# Tivo lost on network



## dragonlord666 (Nov 2, 2005)

Hi guys
My Tivo seems to be going into it's teens in that it won't talk to my network now.

I have a series 1 UK tivo and was running tivoweb 1.9.4
it did not work well, I kept getting internal errors so I upgraded to tivowebplus 2.1.b2 all went well until I tried to make it autostarting now I can't find tivo on the network.

To get tivowebplus to work I had to open terminal (I use a mac but don't let that put you off LOL) and run vserver before TWP would work.
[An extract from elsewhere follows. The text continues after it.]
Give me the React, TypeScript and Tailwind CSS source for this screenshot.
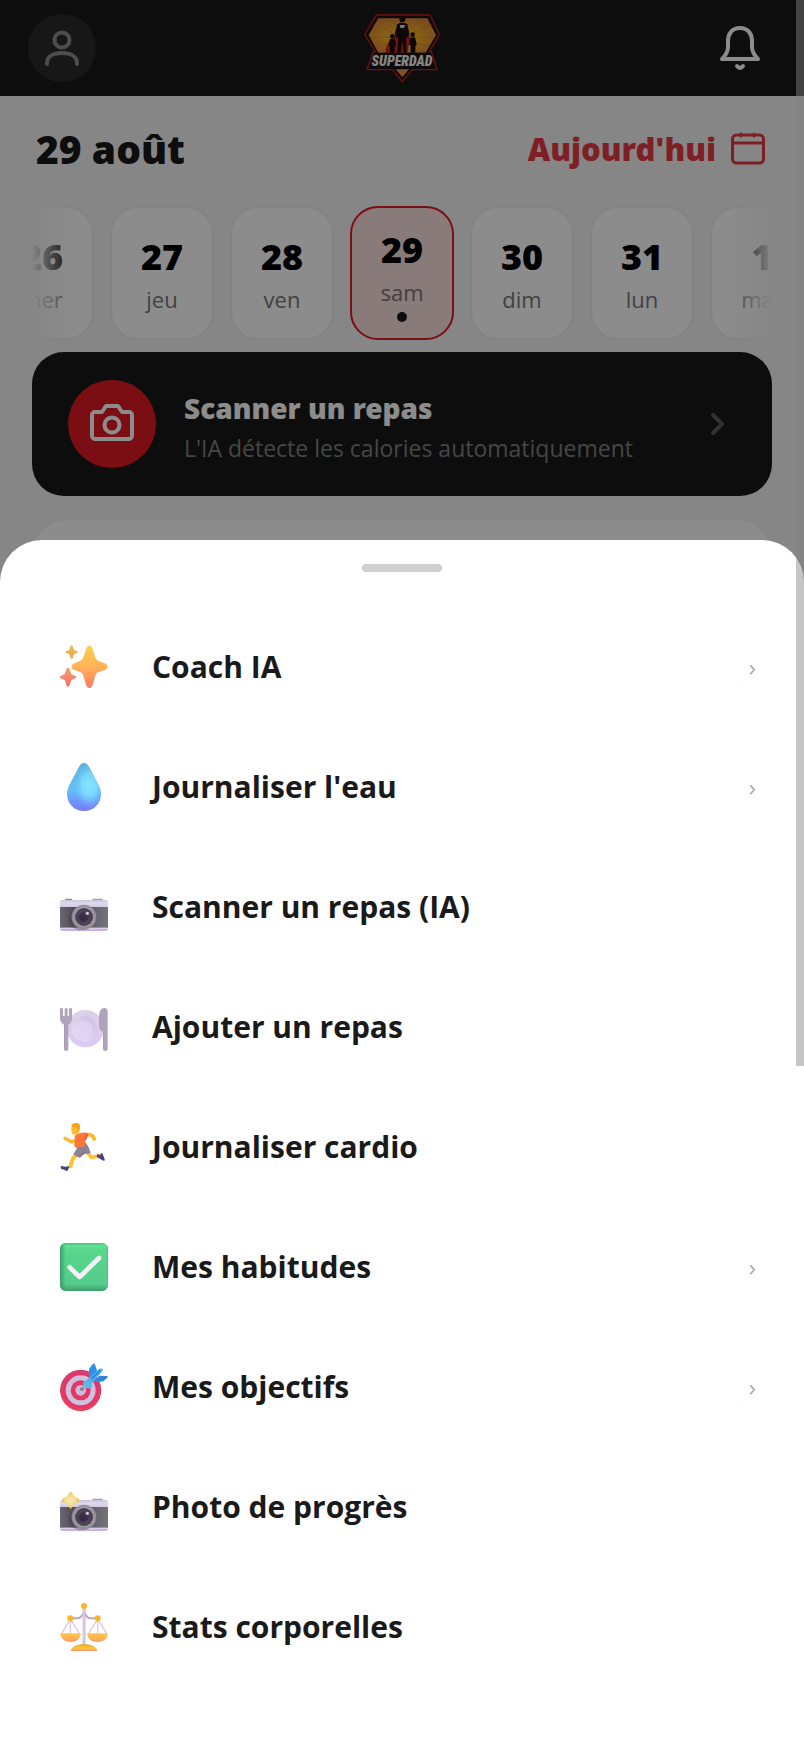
import type { ReactNode } from "react";
import clsx from "clsx";

type Day = { num: string; label: string; selected?: boolean };

const days: Day[] = [
  { num: "26", label: "mer" },
  { num: "27", label: "jeu" },
  { num: "28", label: "ven" },
  { num: "29", label: "sam", selected: true },
  { num: "30", label: "dim" },
  { num: "31", label: "lun" },
  { num: "1", label: "mar" },
];

function Glyph({ children }: { children: ReactNode }) {
  return (
    <svg viewBox="0 0 144 144" className="size-12 shrink-0" aria-hidden="true">
      {children}
    </svg>
  );
}

function Sparkles() {
  return (
    <Glyph>
      <defs>
        <linearGradient id="spark" x1="0" y1="0" x2="0" y2="1">
          <stop offset="0" stopColor="#fdd04f" />
          <stop offset="0.5" stopColor="#ffb357" />
          <stop offset="1" stopColor="#fb7a64" />
        </linearGradient>
        <linearGradient id="sparkTop" x1="0" y1="0" x2="0" y2="1">
          <stop offset="0" stopColor="#e6b94d" />
          <stop offset="1" stopColor="#f0a758" />
        </linearGradient>
        <linearGradient id="sparkLow" x1="0" y1="0" x2="0" y2="1">
          <stop offset="0" stopColor="#f0a060" />
          <stop offset="1" stopColor="#fb7070" />
        </linearGradient>
      </defs>
      <path
        fill="url(#spark)"
        d="M88 8c5 0 8 4 10 10l8 25c2 6 5 9 10 11l18 7c11 4 11 16 0 20l-18 6c-5 2-8 5-10 11l-8 27c-2 6-5 10-10 10s-8-4-10-10l-8-27c-2-6-5-9-10-11l-17-6c-11-4-11-16 0-20l17-7c5-2 8-5 10-11l8-25c2-6 5-10 10-10z"
      />
      <path fill="url(#sparkTop)" d="M35 7c2 0 3 2 4 5l3 9 9 4c3 1 3 4 0 5l-9 4-3 9c-2 6-6 6-8 0l-3-9-9-4c-3-1-3-4 0-5l9-4 3-9c1-3 2-5 4-5z" />
      <path fill="url(#sparkLow)" d="M24 74c3 0 4 3 5 6l5 14 12 5c4 2 4 5 0 7l-12 5-5 15c-2 7-8 7-10 0l-5-15-12-5c-4-2-4-5 0-7l12-5 5-14c1-3 2-6 5-6z" />
    </Glyph>
  );
}

function Droplet() {
  return (
    <Glyph>
      <defs>
        <linearGradient id="dropBase" x1="0" y1="0" x2="0" y2="1">
          <stop offset="0" stopColor="#5ab2d8" />
          <stop offset="0.55" stopColor="#66bff4" />
          <stop offset="0.8" stopColor="#6d97ff" />
          <stop offset="1" stopColor="#7b78f8" />
        </linearGradient>
        <radialGradient id="dropGlow" cx="0.66" cy="0.46" r="0.46">
          <stop offset="0" stopColor="#84e5ff" />
          <stop offset="0.5" stopColor="#7ddcff" stopOpacity="0.85" />
          <stop offset="1" stopColor="#6fc4ff" stopOpacity="0" />
        </radialGradient>
      </defs>
      {["url(#dropBase)", "url(#dropGlow)"].map((fill) => (
        <path
          key={fill}
          fill={fill}
          d="M72 0c6 0 10 3 14 10l28 52c6 11 9 21 9 31 0 29-22 51-51 51S21 122 21 93c0-10 3-20 9-31l28-52C62 3 66 0 72 0z"
        />
      ))}
    </Glyph>
  );
}

function Camera({ flash = false }: { flash?: boolean }) {
  return (
    <Glyph>
      <defs>
        <linearGradient id="camTop" x1="0" y1="0" x2="0" y2="1">
          <stop offset="0" stopColor="#c9c4d2" />
          <stop offset="0.4" stopColor="#e0d8ef" />
          <stop offset="1" stopColor="#d2c8e2" />
        </linearGradient>
        <linearGradient id="camBody" x1="0" y1="0" x2="1" y2="0">
          <stop offset="0" stopColor="#6a6672" />
          <stop offset="0.28" stopColor="#524c58" />
          <stop offset="0.75" stopColor="#66646c" />
          <stop offset="1" stopColor="#75737b" />
        </linearGradient>
        <radialGradient id="camLens" cx="0.4" cy="0.55" r="0.6">
          <stop offset="0" stopColor="#382f42" />
          <stop offset="0.6" stopColor="#51455e" />
          <stop offset="1" stopColor="#443a50" />
        </radialGradient>
        <radialGradient id="flashFill">
          <stop offset="0" stopColor="#fbe6c0" />
          <stop offset="0.6" stopColor="#f5dc8a" />
          <stop offset="1" stopColor="#e2c23c" />
        </radialGradient>
      </defs>
      {!flash && <rect x="15" y="47" width="22" height="8" rx="3" fill="#8b8792" />}
      <rect x="97" y="47" width="32" height="8" rx="3" fill="#a39fac" />
      <path fill="url(#camTop)" d="M8 51h128q8 0 8 9v14H0V60q0-9 8-9z" />
      <rect y="72" width="144" height="64" fill="url(#camBody)" />
      <path fill="#c6b3dd" d="M0 134h144q0 10-8 10H8q-8 0-8-10z" />
      <path fill="#e3d8f0" d="M0 134h144v3H0z" />
      <ellipse cx="64" cy="108" rx="38" ry="34" fill="#3f3946" opacity="0.35" />
      <circle cx="72" cy="102" r="37" fill="#918e97" />
      <circle cx="73" cy="101" r="31" fill="#a29ea8" />
      <circle cx="72" cy="102" r="27" fill="url(#camLens)" />
      <circle cx="72" cy="102" r="14" fill="#32283b" opacity="0.6" />
      <circle cx="82" cy="91" r="5" fill="#cfc8da" />
      {flash && (
        <path
          fill="url(#flashFill)"
          d="M32 27c3 0 5 4 8 9 4 6 14 9 17 13 2 2 2 3 0 5-3 4-13 7-17 13-3 5-5 10-8 10s-5-5-8-10c-4-6-14-9-17-13-2-2-2-3 0-5 3-4 13-7 17-13 3-5 5-9 8-9z"
        />
      )}
    </Glyph>
  );
}

function Plate() {
  return (
    <Glyph>
      <defs>
        <linearGradient id="plateRim" x1="0" y1="0" x2="0" y2="1">
          <stop offset="0" stopColor="#dad2e8" />
          <stop offset="1" stopColor="#dcc8f5" />
        </linearGradient>
        <linearGradient id="plateWell" x1="1" y1="0" x2="0.1" y2="1">
          <stop offset="0" stopColor="#cdbde3" />
          <stop offset="1" stopColor="#e7ddf7" />
        </linearGradient>
      </defs>
      <circle cx="76" cy="77" r="56" fill="url(#plateRim)" />
      <circle cx="73" cy="77" r="38" fill="url(#plateWell)" />
      <circle cx="70" cy="80" r="27" fill="#e2d6f4" opacity="0.7" />
      <path
        fill="#b0a4bd"
        d="M0 18q0-3 4-3t5 3v21h5V18q0-3 4-3t5 3v21h4V18q0-3 5-3t4 3v30q0 10-11 17v72q0 7-7 7t-6-7V65Q0 58 0 48z"
      />
      <path fill="#b0a4bd" d="M143 27v110q0 7-7 7t-7-7V86q-12-4-12-18V42q0-27 17-27 9 0 9 12z" />
      <path fill="#9c8fab" d="M12 66h3v70h-3zM129 86h3v50h-3z" opacity="0.5" />
    </Glyph>
  );
}

function Runner() {
  return (
    <Glyph>
      <g fill="none" strokeLinecap="round" strokeLinejoin="round">
        <path stroke="#fbb829" strokeWidth="10" d="M55 47 35 57 15 46" />
        <path stroke="#fbb829" strokeWidth="11" d="M76 35q17-2 22 4l5 9" />
        <path stroke="#fdc22e" strokeWidth="12" d="M52 90 38 108 31 130" />
        <path stroke="#fdc22e" strokeWidth="11" d="M82 88 94 103l24-4" />
      </g>
      <path fill="#ff7738" d="M50 34q16-8 28-5 8 3 6 9l-9 17 7 12q-12 14-32 8-9-4-7-12l2-15q-4-8 5-14z" />
      <path fill="#fb5c35" d="M78 30q6 1 6 8l-9 17-4-8z" />
      <path fill="#8b8497" d="M80 63q8 10 12 27l-20 4-13 10q-13-3-19-11l13-20q16 0 27-10z" />
      <path fill="#756c83" d="M76 70l-4 23-12 11-6-3 12-12z" opacity="0.5" />
      <path fill="#fdbb2f" d="M35 5q8-5 21-1 6 4 3 18-3 13-13 13-11 0-12-9 0-8 1-21z" />
      <path fill="#f4a51c" d="M34 5q9-7 21-4 7 3 5 17-5 5-8-1-4-6-15-5z" />
      <path fill="#4c4181" d="M3 129l14 2 9-2 1 5-5 10q-4 0-8-3l-11-4q-2-7 0-8z" />
      <path fill="#4c4181" d="M112 93q5 3 8 3l4-6q4 0 5 5l6 17q-4 2-8 0l-16-10q-2-5 1-9z" />
    </Glyph>
  );
}

function CheckBox() {
  return (
    <Glyph>
      <defs>
        <linearGradient id="checkFill" x1="0" y1="0" x2="0" y2="1">
          <stop offset="0" stopColor="#4dbd7c" />
          <stop offset="0.06" stopColor="#5fe293" />
          <stop offset="0.14" stopColor="#57d78c" />
          <stop offset="0.86" stopColor="#55cc8a" />
          <stop offset="1" stopColor="#3f9c70" />
        </linearGradient>
        <linearGradient id="checkSide" x1="0" y1="0" x2="1" y2="0">
          <stop offset="0" stopColor="#3f9a6e" />
          <stop offset="0.12" stopColor="#3f9a6e" stopOpacity="0" />
          <stop offset="0.94" stopColor="#62e898" stopOpacity="0" />
          <stop offset="1" stopColor="#49b07a" />
        </linearGradient>
      </defs>
      <rect width="144" height="144" rx="17" fill="url(#checkFill)" />
      <rect width="144" height="144" rx="17" fill="url(#checkSide)" />
      <path fill="none" stroke="#f5effa" strokeWidth="14" strokeLinecap="round" strokeLinejoin="round" d="m29 73 30 29 58-57" />
    </Glyph>
  );
}

function Target() {
  return (
    <Glyph>
      <defs>
        <linearGradient id="targetRim" x1="0.6" y1="0" x2="0.4" y2="1">
          <stop offset="0" stopColor="#cf3e78" />
          <stop offset="1" stopColor="#e8405a" />
        </linearGradient>
      </defs>
      <circle cx="62" cy="82" r="62" fill="url(#targetRim)" />
      <circle cx="62" cy="82" r="53" fill="#e63568" />
      <circle cx="62" cy="82" r="45" fill="#cfc0de" />
      <circle cx="62" cy="82" r="30" fill="#e63663" />
      <circle cx="62" cy="82" r="16" fill="#cdbddb" />
      <circle cx="66" cy="78" r="6" fill="#8d7a95" />
      <path fill="#3191ea" d="M87 48V18Q95 4 103 0l8 22-9 22z" />
      <path fill="#2f85de" d="M98 57 118 38l25 1q0 6-11 14-5 4-14 3z" />
      <path fill="#4db3ee" d="M70 61 118 17q6-2 10 1 2 5-2 8L88 70q-5 6-12 6-7-2-6-15z" />
      <path fill="none" stroke="#2f80d6" strokeWidth="5" strokeLinecap="round" d="m95 47 24-23" />
      <path fill="#56bbe6" d="M69 58q6-6 14-3l14 12q0 6-6 8-10 3-19-3z" />
    </Glyph>
  );
}

function Scales() {
  return (
    <Glyph>
      <defs>
        <linearGradient id="pan" x1="0" y1="0" x2="0" y2="1">
          <stop offset="0" stopColor="#ffcb45" />
          <stop offset="1" stopColor="#ff9a62" />
        </linearGradient>
        <linearGradient id="scaleBase" x1="0" y1="0" x2="0" y2="1">
          <stop offset="0" stopColor="#e9a92d" />
          <stop offset="0.6" stopColor="#fcc73d" />
          <stop offset="1" stopColor="#f79676" />
        </linearGradient>
      </defs>
      <g fill="none" stroke="#d8cadf" strokeWidth="4">
        <path d="M31 48 5 92M31 48l27 44M31 48v44M113 48 86 92M113 48l27 44M113 48v44" />
      </g>
      <path fill="none" stroke="#b6a8c4" strokeWidth="6" strokeLinejoin="round" d="M31 46h24q9-2 17-19 8 17 17 19h24" />
      <path stroke="#cdbfd8" strokeWidth="9" d="M72 16v112" />
      <path stroke="#e2d6ea" strokeWidth="3" d="M70 20v104" />
      <g fill="#fdb32b">
        <circle cx="72" cy="9" r="9" />
        <circle cx="31" cy="46" r="9" />
        <circle cx="113" cy="46" r="9" />
      </g>
      <path fill="url(#pan)" d="M0 91h63q-4 26-31 26T0 91zM81 91h63q-4 26-32 26T81 91z" />
      <path fill="url(#scaleBase)" d="M32 144q2-12 18-17 22-8 44 0 16 5 18 17z" />
    </Glyph>
  );
}

function Logo() {
  return (
    <svg viewBox="42 40 228 207" className="h-[69px] w-[76px]" role="img" aria-label="Superdad">
      <defs>
        <radialGradient id="sun" cx="0.5" cy="0.55" r="0.55">
          <stop offset="0" stopColor="#ffd21c" />
          <stop offset="0.45" stopColor="#f3b024" />
          <stop offset="1" stopColor="#e28b3a" />
        </radialGradient>
      </defs>
      <path fill="#1a1315" stroke="#c81c24" strokeWidth="4" d="M79 43h161l28 59-30 51h6l17 54h-74l-30 36-30-36H51l19-54h6L44 102z" />
      <path fill="url(#sun)" d="M85 53h147l26 50-31 53H85L56 103z" />
      <g stroke="#c9822a" strokeWidth="3" opacity="0.55">
        <path d="M157 110 70 70M157 110 100 54M157 110 128 54M157 110V54M157 110l30-56M157 110l58-56M157 110l88-38M157 110H60M157 110h98M157 110 74 138M157 110l82 30" />
      </g>
      <path fill="#d41c24" d="M140 82q-12 30-14 74h62q-4-42-17-74zM120 122q-13 14-14 34h18zM178 122q12 14 14 34h-20z" />
      <g fill="#150d0e">
        <circle cx="157" cy="56" r="9" />
        <path d="M142 70q15-8 30 0l6 28-5 14-5-4 2 48h-9l-4-36-5 36h-10l3-48-5 4-5-14z" />
        <circle cx="127" cy="107" r="7" />
        <path d="M119 116q8-5 16 0l3 18-4 4v18h-14v-18l-4-4z" />
        <circle cx="188" cy="102" r="7" />
        <path d="M180 112q8-5 16 0l4 20-4 4v20h-14v-20l-5-4z" />
      </g>
      <path fill="#ddd" d="M149 73h16l-3 9h-11z" />
      <path fill="#1a1315" d="M75 156h163l17 48H58z" />
      <text x="156" y="196" textAnchor="middle" fill="#f4f4f4" fontSize="42" fontStyle="italic" fontWeight="900" className="font-['Roboto_Condensed','Liberation_Sans_Narrow',Roboto,sans-serif]">
        SUPERDAD
      </text>
      <path fill="#e99a3c" d="M137 206h40l-20 23z" />
    </svg>
  );
}

const actions: { label: string; icon: ReactNode; more?: boolean }[] = [
  { label: "Coach IA", icon: <Sparkles />, more: true },
  { label: "Journaliser l'eau", icon: <Droplet />, more: true },
  { label: "Scanner un repas (IA)", icon: <Camera /> },
  { label: "Ajouter un repas", icon: <Plate /> },
  { label: "Journaliser cardio", icon: <Runner /> },
  { label: "Mes habitudes", icon: <CheckBox />, more: true },
  { label: "Mes objectifs", icon: <Target />, more: true },
  { label: "Photo de progrès", icon: <Camera flash /> },
  { label: "Stats corporelles", icon: <Scales /> },
];

function Header() {
  return (
    <header className="grid h-24 grid-cols-3 items-center bg-[#181818] px-7">
      <button type="button" aria-label="Profil" className="flex size-[68px] items-center justify-center rounded-full bg-[#2b2b2b]">
        <svg viewBox="0 0 40 40" className="size-10" fill="none" stroke="#8c8c8c" strokeWidth="4" strokeLinecap="round">
          <circle cx="20" cy="12" r="7.5" />
          <path d="M5 36v-1C5 28 12 25 20 25s15 3 15 10v1" />
        </svg>
      </button>
      <div className="flex justify-center">
        <Logo />
      </div>
      <button type="button" aria-label="Notifications" className="mr-3 justify-self-end">
        <svg viewBox="0 0 48 48" className="size-12" fill="none" stroke="#fff" strokeWidth="4" strokeLinecap="round" strokeLinejoin="round">
          <path d="M24 4c-8 0-12 6-12 13v6c0 5-2 8-6 12h36c-4-4-6-7-6-12v-6c0-7-4-13-12-13z" />
          <path d="M21 42c2 2.500 4 2.500 6 0" />
        </svg>
      </button>
    </header>
  );
}

function DayCard({ num, label, selected }: Day) {
  return (
    <button
      type="button"
      aria-pressed={!!selected}
      className={clsx(
        "flex h-[134px] w-26 shrink-0 flex-col items-center justify-center rounded-[28px] border-2 pt-2",
        selected ? "border-[#e11b24] bg-[#fce0e0]" : "border-[#eeeeee] bg-white"
      )}
    >
      <span className="font-['Noto_Sans',sans-serif] text-[36px] leading-[44px] font-black text-black">{num}</span>
      <span className="text-[22px] leading-[40px] text-[#777777]">{label}</span>
      {selected && <span className="mb-1 size-2.5 rounded-full bg-[#181818]" />}
    </button>
  );
}

function ScanCard() {
  return (
    <button type="button" className="mt-3 flex w-full items-center gap-7 rounded-[32px] bg-[#181818] px-9 py-7 text-left">
      <span className="flex size-22 shrink-0 items-center justify-center rounded-full bg-[#e11b24]">
        <svg viewBox="0 0 48 48" className="size-12" fill="none" stroke="#fff" strokeWidth="4" strokeLinejoin="round">
          <path d="M7 12h7l4-6h12l4 6h7a3 3 0 0 1 3 3v21a3 3 0 0 1-3 3H7a3 3 0 0 1-3-3V15a3 3 0 0 1 3-3z" />
          <circle cx="24" cy="25" r="7.5" />
        </svg>
      </span>
      <span className="flex flex-1 flex-col pt-2">
        <span className="font-['Noto_Sans',sans-serif] text-[28px] leading-10 font-black text-white">Scanner un repas</span>
        <span className="text-[23px] leading-10 text-[#808080]">L'IA détecte les calories automatiquement</span>
      </span>
      <svg viewBox="0 0 36 36" className="size-9" fill="none" stroke="#5c5c5c" strokeWidth="4" strokeLinecap="round" strokeLinejoin="round">
        <path d="m13 9 9 9-9 9" />
      </svg>
    </button>
  );
}

function ActionSheet() {
  return (
    <div role="dialog" aria-label="Actions rapides" className="flex flex-col items-center rounded-t-[42px] bg-white pt-6 pb-[61px]">
      <div className="mb-[35px] h-2 w-20 rounded-full bg-[#cfcfcf]" />
      <ul className="w-full">
        {actions.map(({ label, icon, more }) => (
          <li key={label}>
            <button type="button" className="flex h-30 w-full items-center gap-11 pr-12 pl-15 text-left">
              {icon}
              <span className="flex-1 text-[30px] leading-10 font-bold text-[#1a1a1a]">{label}</span>
              {more && <span className="text-2xl text-[#aaaaaa]">›</span>}
            </button>
          </li>
        ))}
      </ul>
    </div>
  );
}

export default function App() {
  return (
    <div className="relative h-screen overflow-hidden bg-[#f4f4f4] font-['Open_Sans','Noto_Sans',sans-serif]">
      <Header />

      <main className="px-8">
        <div className="flex h-[110px] items-center justify-between pr-1.5 pb-1 pl-1">
          <h1 className="font-['Noto_Sans',sans-serif] text-[39px] font-black text-[#181818]">29 août</h1>
          <button type="button" className="flex items-center gap-3.5 text-[#e63946]">
            <span className="font-['Noto_Sans',sans-serif] text-[31px] font-black">Aujourd'hui</span>
            <svg viewBox="0 0 36 36" className="size-9" fill="none" stroke="currentColor" strokeWidth="3" strokeLinecap="round">
              <rect x="2.5" y="4" width="31" height="28" rx="4" />
              <path d="M3 12h30M11 3v2M24 3v2" />
            </svg>
          </button>
        </div>

        <div className="relative flex justify-center gap-4 overflow-hidden">
          {days.map((day) => (
            <DayCard key={day.num} {...day} />
          ))}
          <div className="absolute inset-y-0 left-0 w-11 bg-linear-to-r from-[#f4f4f4] to-[#f4f4f4]/0" />
          <div className="absolute inset-y-0 right-0 w-11 bg-linear-to-l from-[#f4f4f4] to-[#f4f4f4]/0" />
        </div>

        <ScanCard />
        <section className="mt-6 h-60 rounded-[36px] bg-white" />
      </main>

      <div className="absolute inset-0 flex flex-col justify-end bg-black/45">
        <ActionSheet />
      </div>

      {/* overlay scrollbar thumb */}
      <div className="absolute top-0 right-0 h-[61%] w-2 bg-[#838383]/46" />
    </div>
  );
}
So I did all this and was seeing my tivo & programs in my browser (firefox 2.0.0.11) so I thought it a good idea to make TWP autorun when Tivo restarts.
so I did this:
mount -o remount,rw /

echo "/var/hack/vserver" >> /etc/rc.d/rc.sysinit.author

echo "/var/hack/TivoWebPlus/tivoweb" >> /etc/rc.d/rc.sysinit.author

chmod 700 /etc/rc.d/rc.sysinit.author

mount -o remount,ro /

Then I restart Tivo via the restart command and now I can't connect with my Tivo via tivoweb, ftp (I use cyberduck, hey the price was right <grin>) or terminal.

The tivo is working I just seem to not be able to connect to it.

I've tried restarting the tivo, the network & the laptop but nothing.

Anyone have any way I can get tivo talking to the network again?

TIA

Gaz


----------



## TCM2007 (Dec 25, 2006)

Pull the drive, attach it to ta Pc, boot with a suitable Linux CD and try to find what you broke - I'm guessing a typo on one of those command broke rc.sysinit.author.

That chmod looks dodgy - 755 is more usual.


----------



## dragonlord666 (Nov 2, 2005)

Thanks TCM2007
I'm not sure what I broke so I guess I can just edit the rc.sysinit.author file and take out what I put in? but I'm not sure how.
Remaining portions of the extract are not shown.